Loyalty to American values, Country over party: Independent Value voters honor our democratic process and our men and women in uniform. Most independents recognize and admit to the flaws of our country, including the greatest flaw – America’s original sin – but we also recognize our strengths of institutions, and our people. Importantly, Independent American values voters believe in country over party. They reject tribalism and are loyal to all peoples of America and not just the “ingroup” represented by party affiliation.

Authority and respect: Independents understand the value of our constitutional democratic process and institutions. That we can’t always win but we must respect the authority of the outcome. They know that an independent judiciary is vital to freedom and liberty. They respect wisdom, education, science, and institutions that have those values.

Hope and working together: As contrary as it may seem, independent modern American values voters seek to work together for the betterment of our country and world, and actually have hope in America. It may not always seem that way. Independents will vent, display frustration, or be critical of our governance and elections. But that’s because of our frustration at how the current political elite continue operate in violation of moral foundational values and American democratic values. It’s why we’ve left the legacy parties. And why we’re looking for a new path to restore moral and American democratic values.

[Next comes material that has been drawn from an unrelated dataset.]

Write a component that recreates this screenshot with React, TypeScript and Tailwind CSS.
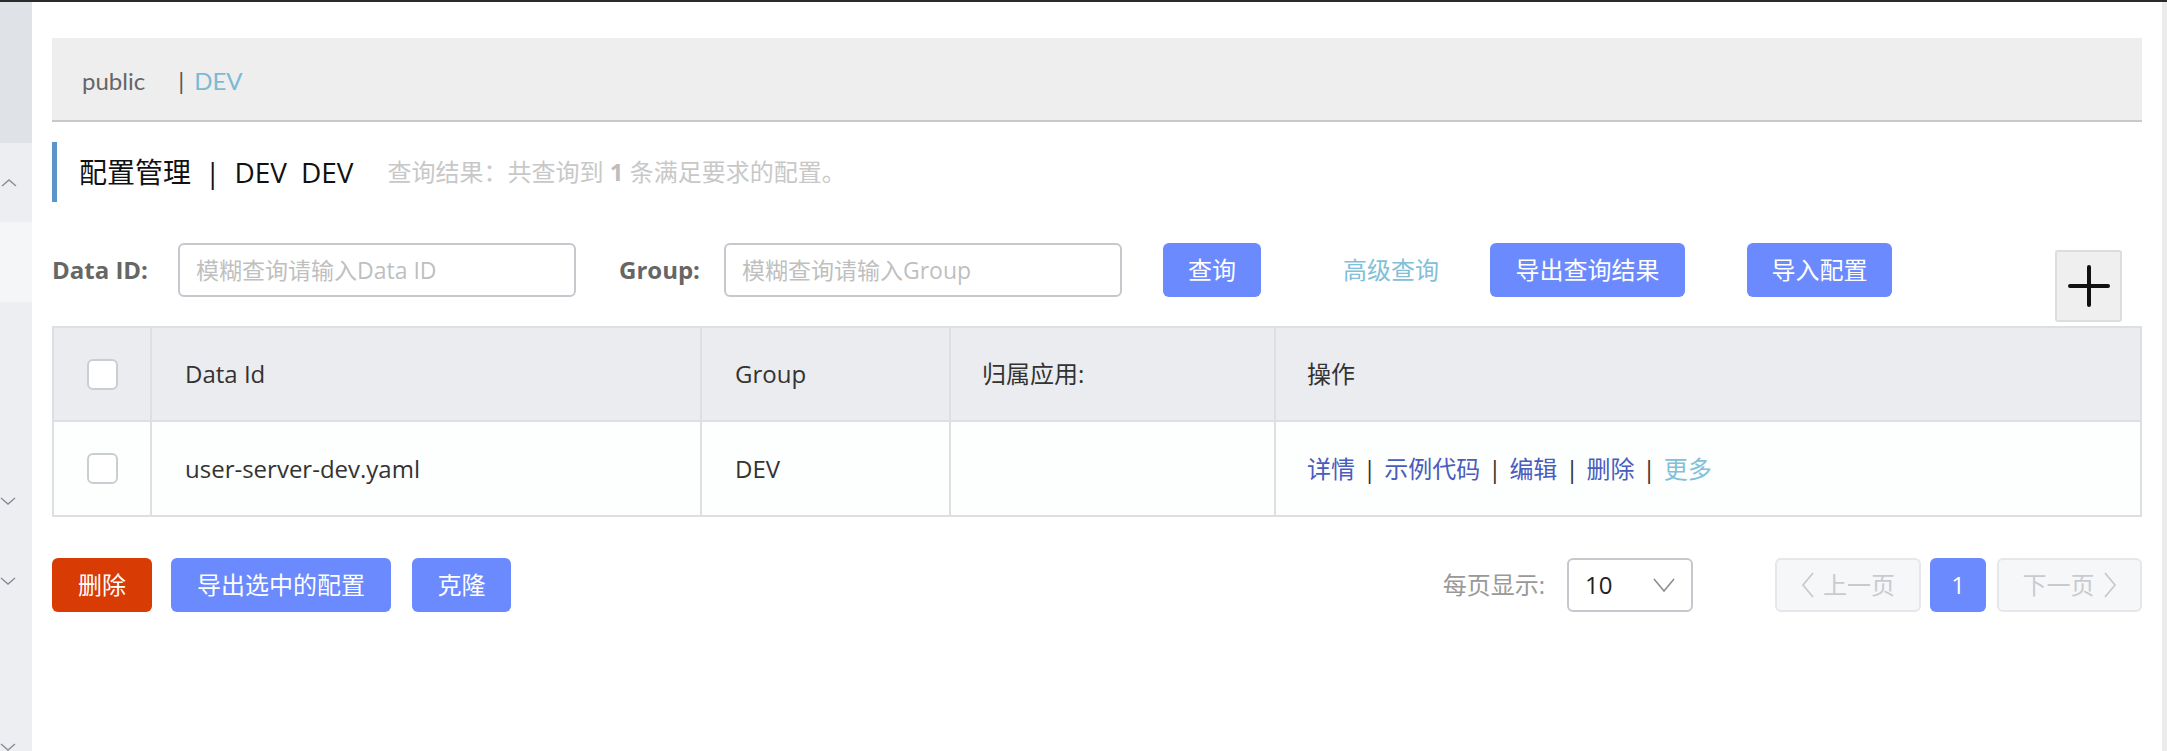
import React from 'react';

const sans = "font-['Open_Sans','Noto_Sans_CJK_SC',sans-serif]";

function Chevron({ up }: { up?: boolean }) {
  return (
    <svg width="16" height="10" viewBox="0 0 16 10" className="text-[#8a8d93]">
      {up ? (
        <polyline points="1,8 8,2 15,8" fill="none" stroke="currentColor" strokeWidth="1.4" />
      ) : (
        <polyline points="1,2 8,8 15,2" fill="none" stroke="currentColor" strokeWidth="1.4" />
      )}
    </svg>
  );
}

function Checkbox() {
  return <span className="block w-[31px] h-[31px] rounded-[6px] border-2 border-[#cbcdd3] bg-white"></span>;
}

function PrimaryButton({ label, w }: { label: string; w: string }) {
  return (
    <button className={`h-[54px] ${w} rounded-[6px] bg-[#6b8afd] text-white text-[24px] ${sans} flex items-center justify-center`}>
      {label}
    </button>
  );
}

export default function App() {
  return (
    <div className={`w-[2167px] h-[751px] overflow-hidden bg-white ${sans}`}>
      <div className="h-[2px] bg-[#2b2b2b]"></div>
      <div className="flex h-[749px]">
        {/* 侧边栏 */}
        <aside className="w-[32px] shrink-0 flex flex-col bg-[#eceef1]">
          <div className="h-[141px] bg-[#dfe2e7]"></div>
          <div className="h-[79px] flex items-center pl-[1px]">
            <Chevron up />
          </div>
          <div className="h-[80px] bg-[#f5f6f8]"></div>
          <div className="flex-1 relative">
            <div className="absolute left-[0px] top-[194px]"><Chevron /></div>
            <div className="absolute left-[0px] top-[274px]"><Chevron /></div>
            <div className="absolute left-[0px] top-[440px]"><Chevron /></div>
          </div>
        </aside>

        {/* 主体 */}
        <main className="flex-1 px-[20px] pt-[36px]">
          <div className="h-[84px] bg-[#eeeeee] border-b-2 border-[#c9c9c9] flex items-center pl-[30px] pt-[4px] font-['Lato',sans-serif] text-[24px]">
            <span className="text-[#666666]">public</span>
            <span className="ml-[33px] text-[#555555]">|</span>
            <span className="ml-[10px] text-[#7bbad4]">DEV</span>
          </div>

          <div className="mt-[20px] h-[60px] border-l-[5px] border-[#5b95c9] pl-[22px] flex items-center">
            <span className="text-[28px] text-[#111111]">配置管理</span>
            <span className="text-[28px] text-[#111111] ml-[14px]">|</span>
            <span className="text-[28px] text-[#111111] ml-[14px]">DEV</span>
            <span className="text-[28px] text-[#111111] ml-[14px]">DEV</span>
            <span className="text-[24px] text-[#c8c8c8] ml-[34px]">
              查询结果：共查询到 <b className="text-[#bdbdbd]">1</b> 条满足要求的配置。
            </span>
          </div>

          {/* 查询条件 */}
          <div className="mt-[41px] h-[79px] flex items-start">
            <div className="h-[54px] flex items-center">
              <span className="text-[24px] font-bold text-[#666666] w-[101px]">Data ID:</span>
              <div className="ml-[25px] w-[398px] h-[54px] rounded-[6px] border-2 border-[#c6c8ce] flex items-center pl-[16px] text-[23px] text-[#bfbfbf]">
                模糊查询请输入Data ID
              </div>
              <span className="ml-[43px] text-[24px] font-bold text-[#666666]">Group:</span>
              <div className="ml-[24px] w-[398px] h-[54px] rounded-[6px] border-2 border-[#c6c8ce] flex items-center pl-[16px] text-[23px] text-[#bfbfbf]">
                模糊查询请输入Group
              </div>
              <div className="ml-[41px]"><PrimaryButton label="查询" w="w-[98px]" /></div>
              <span className="ml-[82px] text-[24px] text-[#82c0d8]">高级查询</span>
              <div className="ml-[51px]"><PrimaryButton label="导出查询结果" w="w-[195px]" /></div>
              <div className="ml-[62px]"><PrimaryButton label="导入配置" w="w-[145px]" /></div>
            </div>
            <button className="ml-auto mr-[20px] mt-[7px] w-[67px] h-[72px] bg-[#efefef] border-2 border-[#dddddd] rounded-[3px] flex items-center justify-center">
              <svg width="42" height="42" viewBox="0 0 42 42">
                <line x1="21" y1="2" x2="21" y2="40" stroke="#111111" strokeWidth="4" strokeLinecap="round" />
                <line x1="2" y1="21" x2="40" y2="21" stroke="#111111" strokeWidth="4" strokeLinecap="round" />
              </svg>
            </button>
          </div>

          {/* 表格 */}
          <div className="mt-[4px] border-2 border-[#dedfe3] text-[24px] text-[#333333]">
            <div className="grid grid-cols-[98px_550px_249px_325px_1fr] h-[94px] bg-[#ebecf0] border-b-2 border-[#dedfe3]">
              <div className="flex items-center justify-center border-r-2 border-[#dedfe3]"><Checkbox /></div>
              <div className="flex items-center pl-[33px] border-r-2 border-[#dedfe3]">Data Id</div>
              <div className="flex items-center pl-[33px] border-r-2 border-[#dedfe3]">Group</div>
              <div className="flex items-center pl-[31px] border-r-2 border-[#dedfe3]">归属应用:</div>
              <div className="flex items-center pl-[31px]">操作</div>
            </div>
            <div className="grid grid-cols-[98px_550px_249px_325px_1fr] h-[93px] bg-[#fdfefe]">
              <div className="flex items-center justify-center border-r-2 border-[#dedfe3]"><Checkbox /></div>
              <div className="flex items-center pl-[33px] border-r-2 border-[#dedfe3]">user-server-dev.yaml</div>
              <div className="flex items-center pl-[33px] border-r-2 border-[#dedfe3]">DEV</div>
              <div className="border-r-2 border-[#dedfe3]"></div>
              <div className="flex items-center pl-[31px]">
                <span className="text-[#4a5cbd]">详情</span>
                <span className="mx-[8px] text-[#333333]">|</span>
                <span className="text-[#4a5cbd]">示例代码</span>
                <span className="mx-[8px] text-[#333333]">|</span>
                <span className="text-[#4a5cbd]">编辑</span>
                <span className="mx-[8px] text-[#333333]">|</span>
                <span className="text-[#4a5cbd]">删除</span>
                <span className="mx-[8px] text-[#333333]">|</span>
                <span className="text-[#82c0d8]">更多</span>
              </div>
            </div>
          </div>

          {/* 底部操作 */}
          <div className="mt-[41px] h-[54px] flex items-center">
            <button className="h-[54px] w-[100px] rounded-[6px] bg-[#d93b04] text-white text-[24px]">删除</button>
            <div className="ml-[19px]"><PrimaryButton label="导出选中的配置" w="w-[220px]" /></div>
            <div className="ml-[21px]"><PrimaryButton label="克隆" w="w-[99px]" /></div>

            <span className="ml-auto text-[24px] text-[#999999]">每页显示:</span>
            <div className="ml-[22px] w-[126px] h-[54px] rounded-[6px] border-2 border-[#c6c8ce] flex items-center pl-[16px] pr-[16px] justify-between">
              <span className="text-[24px] text-[#222222]">10</span>
              <svg width="22" height="14" viewBox="0 0 22 14">
                <polyline points="1,1 11,13 21,1" fill="none" stroke="#8a8d93" strokeWidth="1.6" />
              </svg>
            </div>

            <div className="ml-[82px] flex items-center">
              <div className="w-[146px] h-[54px] rounded-[6px] border-2 border-[#e6e7eb] bg-[#f6f7f9] flex items-center justify-center gap-[8px] text-[24px] text-[#c8cad0]">
                <svg width="14" height="26" viewBox="0 0 14 26">
                  <polyline points="12,1 2,13 12,25" fill="none" stroke="#c8cad0" strokeWidth="1.8" />
                </svg>
                上一页
              </div>
              <div className="ml-[9px] w-[56px] h-[54px] rounded-[6px] bg-[#6b8afd] text-white text-[24px] flex items-center justify-center">1</div>
              <div className="ml-[11px] w-[145px] h-[54px] rounded-[6px] border-2 border-[#e6e7eb] bg-[#f6f7f9] flex items-center justify-center gap-[8px] text-[24px] text-[#c8cad0]">
                下一页
                <svg width="14" height="26" viewBox="0 0 14 26">
                  <polyline points="2,1 12,13 2,25" fill="none" stroke="#c8cad0" strokeWidth="1.8" />
                </svg>
              </div>
            </div>
          </div>
        </main>

        <div className="w-[5px] shrink-0 bg-[#ececec]"></div>
      </div>
    </div>
  );
}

What Impact Will American Values voters make?

Independent voters represent an unmet demand for candidates elections and processes that represent American democratic foundational values. But our current election architecture makes viable independent or third party candidacies rare and building a third party difficult because under our current first past the post voting architecture there’s really only room for two parties. There is a possibility that the Democratic or Republican party will decide to focus on character and American democratic values. But the sad fact is, tribalism and fear is more powerful than hope, and the current strategies of dividing us into tribes has worked. And from a business standpoint, no political consultant has ever lost a job by giving the same advice that every other consultant offers.

The best path may be in States that allow citizen initiatives, such as Oregon, where the people can petition for a change to their election choice architecture. This would be vehemently opposed by the entrenched political industry and the Democratic and Republican Party leadership. In Maine the people passed Ranked Choice voting by initiative and both legacy party leadership did all they could to subvert the reforms. But, a modern American value movement could use States as proving grounds for different reforms. There are plenty of new values voters who would support such a path if they could be organized to contribute, walk, talk and work.

The need and demand is out there. Americans have always been innovators. We need some political innovation right now.